> Instructions for the task: Quote the data exactly, first line to the line containing "import React from", with no pictures.

> Material provided:
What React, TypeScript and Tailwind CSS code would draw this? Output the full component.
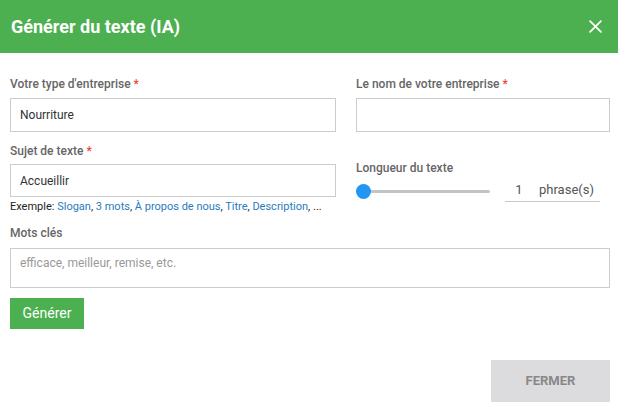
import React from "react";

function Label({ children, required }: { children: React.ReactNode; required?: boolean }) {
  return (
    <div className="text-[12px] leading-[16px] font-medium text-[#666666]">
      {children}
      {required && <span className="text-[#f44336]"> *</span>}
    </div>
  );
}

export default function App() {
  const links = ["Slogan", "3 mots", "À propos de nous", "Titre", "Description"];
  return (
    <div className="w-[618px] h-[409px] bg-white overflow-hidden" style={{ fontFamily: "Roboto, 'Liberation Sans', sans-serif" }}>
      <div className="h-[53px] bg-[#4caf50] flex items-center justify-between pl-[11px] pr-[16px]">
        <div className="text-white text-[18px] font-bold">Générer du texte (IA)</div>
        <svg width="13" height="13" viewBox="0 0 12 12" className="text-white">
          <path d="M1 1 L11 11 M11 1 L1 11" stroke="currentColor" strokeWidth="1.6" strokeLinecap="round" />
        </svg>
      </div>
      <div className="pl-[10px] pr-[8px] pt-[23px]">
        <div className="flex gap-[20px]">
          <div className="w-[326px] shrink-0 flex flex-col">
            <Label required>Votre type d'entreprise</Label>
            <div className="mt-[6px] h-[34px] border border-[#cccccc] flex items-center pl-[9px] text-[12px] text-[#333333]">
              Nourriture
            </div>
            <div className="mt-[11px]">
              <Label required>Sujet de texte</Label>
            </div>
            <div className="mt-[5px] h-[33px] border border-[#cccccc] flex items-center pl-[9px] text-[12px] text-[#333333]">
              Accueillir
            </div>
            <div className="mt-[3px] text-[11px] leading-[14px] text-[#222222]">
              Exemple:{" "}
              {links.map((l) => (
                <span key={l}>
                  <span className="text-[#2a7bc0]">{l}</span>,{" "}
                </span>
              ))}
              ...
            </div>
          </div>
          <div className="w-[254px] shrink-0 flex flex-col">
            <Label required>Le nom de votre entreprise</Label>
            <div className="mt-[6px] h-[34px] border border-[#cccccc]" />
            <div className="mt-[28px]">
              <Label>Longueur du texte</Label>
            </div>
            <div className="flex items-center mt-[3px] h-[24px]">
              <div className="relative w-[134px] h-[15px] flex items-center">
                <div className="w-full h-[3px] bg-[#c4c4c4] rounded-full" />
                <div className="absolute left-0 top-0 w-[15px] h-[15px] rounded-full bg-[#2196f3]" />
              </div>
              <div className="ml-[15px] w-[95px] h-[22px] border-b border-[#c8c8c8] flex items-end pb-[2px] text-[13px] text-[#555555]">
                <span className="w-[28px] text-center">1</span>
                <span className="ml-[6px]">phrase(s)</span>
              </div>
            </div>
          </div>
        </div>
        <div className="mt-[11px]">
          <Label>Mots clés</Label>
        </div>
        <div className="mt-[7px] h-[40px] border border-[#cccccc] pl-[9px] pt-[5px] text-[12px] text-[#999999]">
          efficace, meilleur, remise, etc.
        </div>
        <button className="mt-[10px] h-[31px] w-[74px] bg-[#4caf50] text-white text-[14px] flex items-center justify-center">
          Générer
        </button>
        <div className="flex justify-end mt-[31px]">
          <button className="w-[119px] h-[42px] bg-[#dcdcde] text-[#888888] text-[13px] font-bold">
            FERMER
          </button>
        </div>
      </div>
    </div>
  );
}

> Reply to the exercise:
What React, TypeScript and Tailwind CSS code would draw this? Output the full component.
import React from "react";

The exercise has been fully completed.